I lived in Manhattan for a decade before moving here. There was a span of several years when numerous friends moved to or near Los Angeles for movie or TV jobs. More than once after hearing their laments about unchanging weather, I sent an envelope with autumn leaves of red, orange, yellow and pied mixtures. That didn’t give them temperature swings or snow, but they liked the relics and memories they brought.
Yet, temperate zone residents seem in general not to like airborne surprises. My father-in-law was born, raised and died in South Carolina. It was hot and humid half the year, but their two seasons hot/not as hot were consistent and predictable.
When he and my mother-in-law visited JP, he complained loud and often about the cold, the snow, the frost and the wind. At first, I thought he really hated the chill, but I finally realized that he wanted consistent weather. He had an engineering mind and wanted simple planning for his day, his whole day and his week. This heavy coat in the morning and shirt sleeves by 3 p.m. with raincoat or boots in the evening didn’t suit him.
In contrast, his wife was from Indiana and loved New England in the snow. She radiated enough to warm us all on trips to Vermont for walks in the snow through covered bridges and nights before the rental house fires. She loved the awareness that came with extremes and change.
Many Southern and West Coast locales brag of year-round green and moderate temperatures. As great as that is for landscaping and gardening, it tends toward producing lotus-eaters. My father, who was a Master Gardener as am I, flourished with his plants in Tacoma. Low levels of all-year moisture and little cold helped him grow almost anything and keep an unheated greenhouse in the back for specialty items. Here though, growing plants from seed is a pretty big deal and knowing when to sow in the soil is a gamble with a large piece of intuition.
Consider a long, straight road. Driving it brings instant comfort and familiarity. Yet no turns and unchanging geography can quickly lead to inattention and torpor. Single cars can wreck on such roads, drivers lulled by sameness.
I contend that the sport of weathering the Boston weather has virtues. I am sure it affects and even shapes the locals’ minds. Through regular irregularity, we must develop an appreciation of ambiguity, if not in philosophy at least in dress.
We have to be ready to scrape windshields and shovel front walks in May and sweat walking around the next afternoon or even the same day.
I recall when my oldest son was in nursery school and differentiation was a lesson that shaped his reality. The pre-primary school tots learned same and different at school and on Sesame Street. A regular delighted squeal in the school or playground was, “We have the same!” when they discovered a shared color, number of items, or even similar dessert.
The awareness of and joy in seeing the same, in experiencing the predictable quickly turns into monotony. For a teen or adult, it’s more often the oh-crap moment at the same dinner, TV reruns, repetitious radio playlists, or another day with exactly the same weather as the one before and the one before and the one before.
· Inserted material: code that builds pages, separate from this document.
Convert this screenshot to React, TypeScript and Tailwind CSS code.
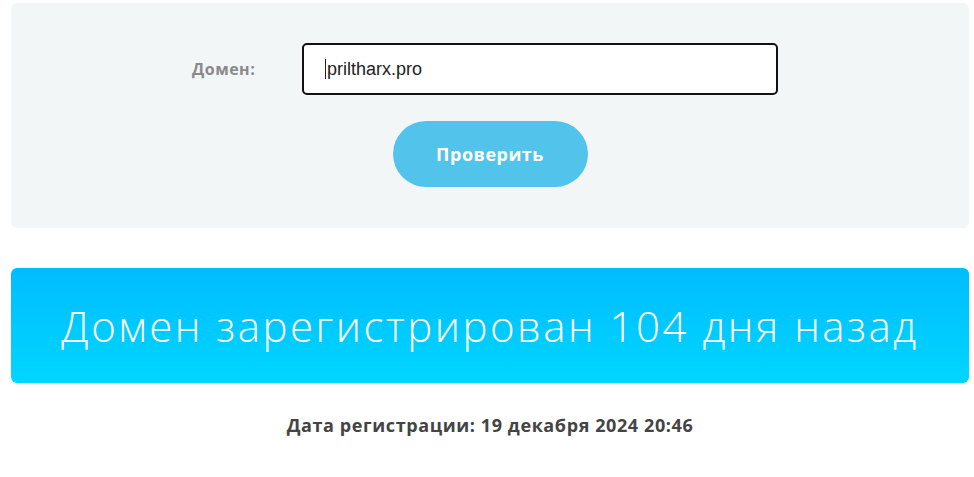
export default function App() {
  return (
    <div className="min-h-[477px] bg-white pl-[11px] pr-[5px] pt-[3px]" style={{ fontFamily: '"Open Sans", "Noto Sans", sans-serif' }}>
      <div className="h-[225px] rounded-[6px] bg-[#f3f6f7] pt-[40px]">
        <div className="flex items-center pl-[181px]">
          <label className="w-[110px] text-[16px] font-bold tracking-[0.5px] text-[#8a8a8a]">Домен:</label>
          <div className="flex h-[52px] w-[476px] items-center rounded-[5px] border-2 border-[#111] bg-white pl-[21px] text-[18px] text-[#222]" style={{ fontFamily: '"Liberation Sans", Arial, sans-serif' }}>
            <span className="mr-[1px] inline-block h-[20px] w-[1px] bg-[#222]" />
            priltharx.pro
          </div>
        </div>
        <div className="mt-[26px] flex justify-center">
          <button className="h-[66px] w-[195px] rounded-full bg-[#52c3ea] text-[18px] font-bold tracking-[0.5px] text-white">
            Проверить
          </button>
        </div>
      </div>
      <div className="mt-[40px] flex h-[115px] items-center justify-center rounded-[6px] bg-gradient-to-b from-[#00bcff] to-[#00d6ff]">
        <h1 className="text-[42px] font-light tracking-[2.5px] text-white">Домен зарегистрирован 104 дня назад</h1>
      </div>
      <p className="mt-[29px] text-center text-[18px] font-bold tracking-[0.6px] text-[#444]">Дата регистрации: 19 декабря 2024 20:46</p>
    </div>
  );
}
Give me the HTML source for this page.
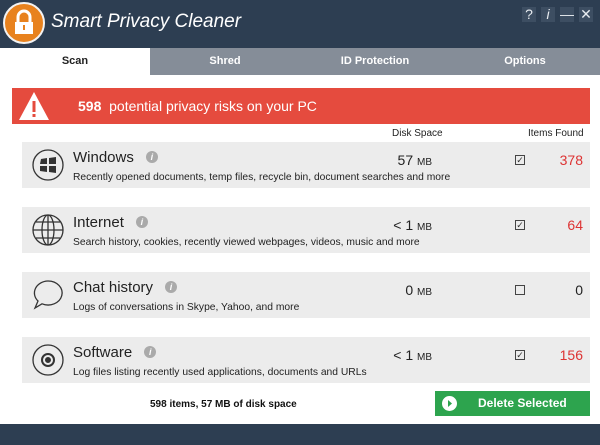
<!DOCTYPE html><html><head><style>
*{margin:0;padding:0;box-sizing:border-box}
body{width:600px;height:445px;background:#fff;font-family:"Liberation Sans",sans-serif;position:relative;overflow:hidden}
.hd{position:absolute;left:0;top:0;width:600px;height:48px;background:#2d3e52}
.logo{position:absolute;left:3px;top:2px;width:42px;height:42px;border-radius:50%;background:#e8821e;border:2px solid #f3f3f3}
.title{position:absolute;left:51px;top:11px;color:#fff;font-size:19px;font-style:italic}
.ctl{position:absolute;top:7px;width:14px;height:15px;background:#3d4e62;color:#e8ecf0;font-size:14px;text-align:center;line-height:15px}
.tabs{position:absolute;left:0;top:48px;width:600px;height:27px;background:#858d98}
.tab{position:absolute;top:0;height:27px;line-height:27px;font-size:11px;font-weight:bold;color:#fff;text-align:center;width:150px}
.ban{position:absolute;left:12px;top:88px;width:578px;height:36px;background:#e54b3e;color:#fff;font-size:14px}
.row{position:absolute;left:22px;width:568px;height:46px;background:#ececec}
.ic{position:absolute;left:10px;top:7px;width:32px;height:32px}
.nm{position:absolute;left:51px;top:7px;font-size:15px;color:#222}
.inf{display:inline-block;width:12px;height:12px;border-radius:50%;background:#aaa;color:#fff;font-size:9px;text-align:center;line-height:12px;font-style:italic;font-weight:bold;margin-left:12px;vertical-align:2px}
.ds{position:absolute;left:51px;top:30px;font-size:10.3px;color:#222}
.sz{position:absolute;right:158px;top:10px;font-size:14px;color:#222}
.sz small{font-size:10px}
.cb{position:absolute;left:493px;top:13px;width:10px;height:10px;border:1px solid #444;font-size:9px;line-height:8px;text-align:center;color:#333}
.ct{position:absolute;right:7px;top:10px;font-size:14px;color:#d33}
.col{position:absolute;top:128px;font-size:10px;color:#222}
</style></head><body>
<div class="hd">
<div class="logo"><svg width="38" height="38" viewBox="0 0 38 38"><path d="M13 18v-5a6 6 0 0 1 12 0v5" fill="none" stroke="#fff" stroke-width="3"/><rect x="10" y="18" width="18" height="12" fill="#fff"/><rect x="18" y="21" width="2" height="5" fill="#e8821e"/></svg></div>
<div class="title">Smart Privacy Cleaner</div>
<div class="ctl" style="left:522px">?</div><div class="ctl" style="left:541px;font-style:italic">i</div><div class="ctl" style="left:560px">—</div><div class="ctl" style="left:579px">✕</div>
</div>
<div class="tabs">
<div class="tab" style="left:0;background:#fff;color:#222">Scan</div>
<div class="tab" style="left:150px">Shred</div>
<div class="tab" style="left:300px">ID Protection</div>
<div class="tab" style="left:450px">Options</div>
</div>
<div class="ban"><svg style="position:absolute;left:6px;top:3px" width="32" height="30" viewBox="0 0 32 30"><path d="M16 1L31 29H1Z" fill="#fff"/><rect x="14.5" y="10" width="3" height="11" fill="#e54b3e"/><rect x="14.5" y="23" width="3" height="3" fill="#e54b3e"/></svg>
<div style="position:absolute;left:66px;top:10px"><b>598</b>&nbsp; potential privacy risks on your PC</div></div>
<div class="col" style="left:392px">Disk Space</div><div class="col" style="left:528px">Items Found</div>

<div class="row" style="top:142px"><svg class="ic" viewBox="0 0 32 32"><circle cx="16" cy="16" r="15" fill="none" stroke="#333" stroke-width="1.3"/><path d="M9 10l6-1v6H8zM17 9l7-1v7h-7zM8 17h7v6l-7-1zM17 17h7v7l-7-1z" fill="#333"/></svg>
<div class="nm">Windows<span class="inf">i</span></div><div class="ds">Recently opened documents, temp files, recycle bin, document searches and more</div>
<div class="sz">57 <small>MB</small></div><div class="cb">✓</div><div class="ct">378</div></div>

<div class="row" style="top:207px"><svg class="ic" viewBox="0 0 32 32" fill="none" stroke="#333" stroke-width="1.3"><circle cx="16" cy="16" r="15"/><ellipse cx="16" cy="16" rx="6" ry="15"/><path d="M1 16h30M4 8h24M4 24h24M16 1v30"/></svg>
<div class="nm">Internet<span class="inf">i</span></div><div class="ds">Search history, cookies, recently viewed webpages, videos, music and more</div>
<div class="sz">&lt; 1 <small>MB</small></div><div class="cb">✓</div><div class="ct">64</div></div>

<div class="row" style="top:272px"><svg class="ic" viewBox="0 0 32 32" fill="none" stroke="#333" stroke-width="1.3"><path d="M16 2a14 12 0 1 1-6 22.8L3 29l3-7A14 12 0 0 1 16 2z"/></svg>
<div class="nm">Chat history<span class="inf">i</span></div><div class="ds">Logs of conversations in Skype, Yahoo, and more</div>
<div class="sz">0 <small>MB</small></div><div class="cb"></div><div class="ct" style="color:#222">0</div></div>

<div class="row" style="top:337px"><svg class="ic" viewBox="0 0 32 32" fill="none" stroke="#333"><circle cx="16" cy="16" r="15" stroke-width="1.3"/><circle cx="16" cy="16" r="6" stroke-width="2"/><circle cx="16" cy="16" r="2.5" fill="#333"/></svg>
<div class="nm">Software<span class="inf">i</span></div><div class="ds">Log files listing recently used applications, documents and URLs</div>
<div class="sz">&lt; 1 <small>MB</small></div><div class="cb">✓</div><div class="ct">156</div></div>

<div style="position:absolute;left:150px;top:399px;font-size:10px;font-weight:bold;color:#111">598 items, 57 MB of disk space</div>
<div style="position:absolute;left:435px;top:391px;width:155px;height:25px;background:#2da44e;color:#fff;font-size:12px;font-weight:bold;line-height:25px"><svg style="position:absolute;left:7px;top:5px" width="15" height="15" viewBox="0 0 15 15"><circle cx="7.5" cy="7.5" r="7.5" fill="#fff"/><path d="M6 4l4 3.5-4 3.5z" fill="#2da44e"/></svg><span style="position:absolute;left:43px">Delete Selected</span></div>
<div style="position:absolute;left:0;top:424px;width:600px;height:21px;background:#2d3e52"></div>
</body></html>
Like cross-training at the gym, a bit of scrambling to weigh various daily forecasts, guess when you can transplant seedlings safely, or tucking the windbreaker and umbrella in the briefcase are flexibility aids. Geriatric expert have long recommend that we keep up both mental and physical challenges, down to crosswords and playing an instrument, so we keep our minds and emotions in shape as we age.
Too much sameness is at once soothing and deadening. New Englanders do just fine with our constant weather surprises and twists…perhaps because of them.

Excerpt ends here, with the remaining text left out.